Phelim Caoch O'Neill (Irish: Feidhlimidh Caoch Ó Néill) (1517 to 1542) was a prince of the Cenél nEógain.

The eldest son of King Conn Bacach O'Neill. The then O'Neill, Conn's dynasty held lordship over significant parts of Ulster. Phelim's mother, Lady Alice Fitzgerald, was a daughter of Gerald FitzGerald, 8th Earl of Kildare. Phelim's father and maternal grandfather were among the most powerful men in Ireland in early sixteenth-century Ireland.

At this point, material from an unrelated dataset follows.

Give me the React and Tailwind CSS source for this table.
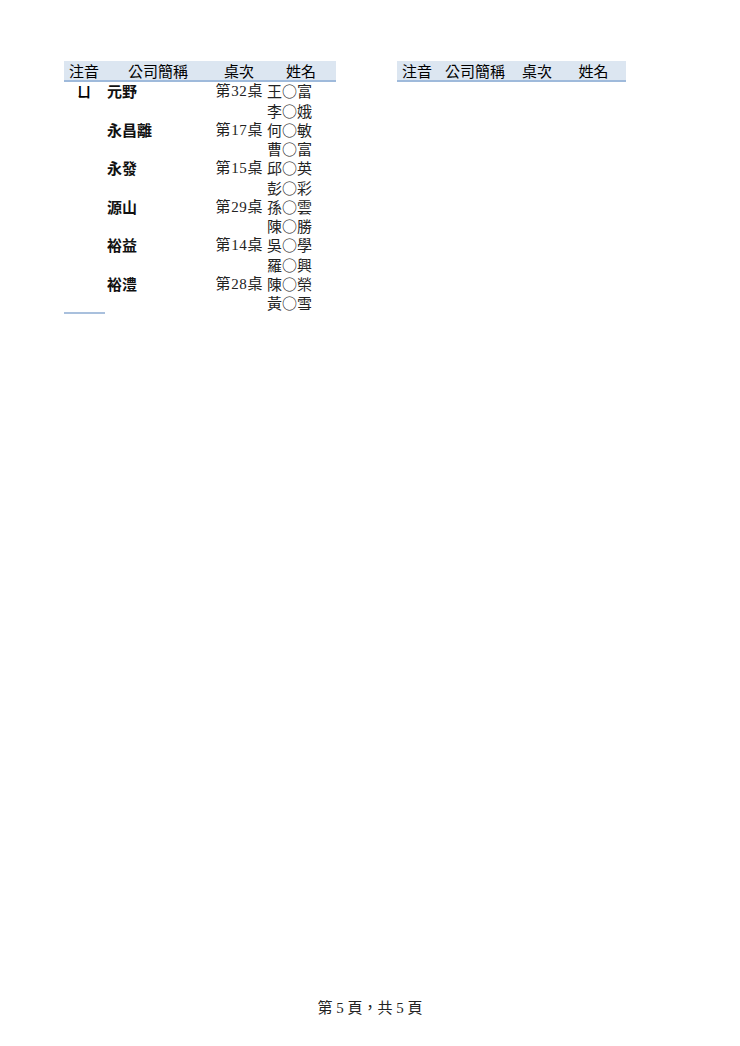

Phelim Caoch (the blind) was a son of Conn Bacach, then The O'Neill, lord of Tyrone. Phelim was raised in the Gaelic fashion at his father's principal residence, his castle at Dungannon, County Tyrone, and was groomed as his father's taniste to one day succeed as lord of Tyrone himself. At the time of his birth, his uncle was The O'Neill, but in 1519, Phelim's father Conn Bacach assumed the title, which was the senior position among the three major O'Neill dynaties: Tyrone, the Fews, and Clanaboy. The O'Neill was traditionally the provincial king of Ulster, with traditional authority over the subservient kings (known as uirríthe in Irish) of the province. Phelim grew up learning the diplomacy and art of rule and war in Ulster. He took part in activities of his father's kingdom, including a stint as a hostage to the English just before his death. A part of Irish culture of that period was the custom of raiding. Raids against neighbouring lords for cattle was a primary past time for young noblemen. Especially in Ulster, cattle was main element of wealth. Thus the outcome of a raid weakened or promoted a junior Lord in the sixteenth century Ireland.

Phelim was married to Honora O'Neill, daughter of Phelim O'Neill of Edenduffcarrick in Clanaboy. They had a son named Tirlough Brassileagh O'Neill. He gained his nickname from fosterage on the Clan Brassill in southern Ulster.

It was a longstanding vendetta with the lord of one of his fathers MacDonnell Galloglass septs that cost him his life. In early 1542 'The son of Ó Néill (Phelim Caoch , son of Conn, son of Conn) was killed with one cast of a javelin by MacDonnell Gallowglagh" according to the entry recording his death in the Annals of the Four Masters of Ireland. He had been killed after a longstanding quarrel with his father's principal Galloglass commander Gillespic MacDonnell. Phelim Caoch was assassinated in the months just prior to his father's submission to King Henry VIII.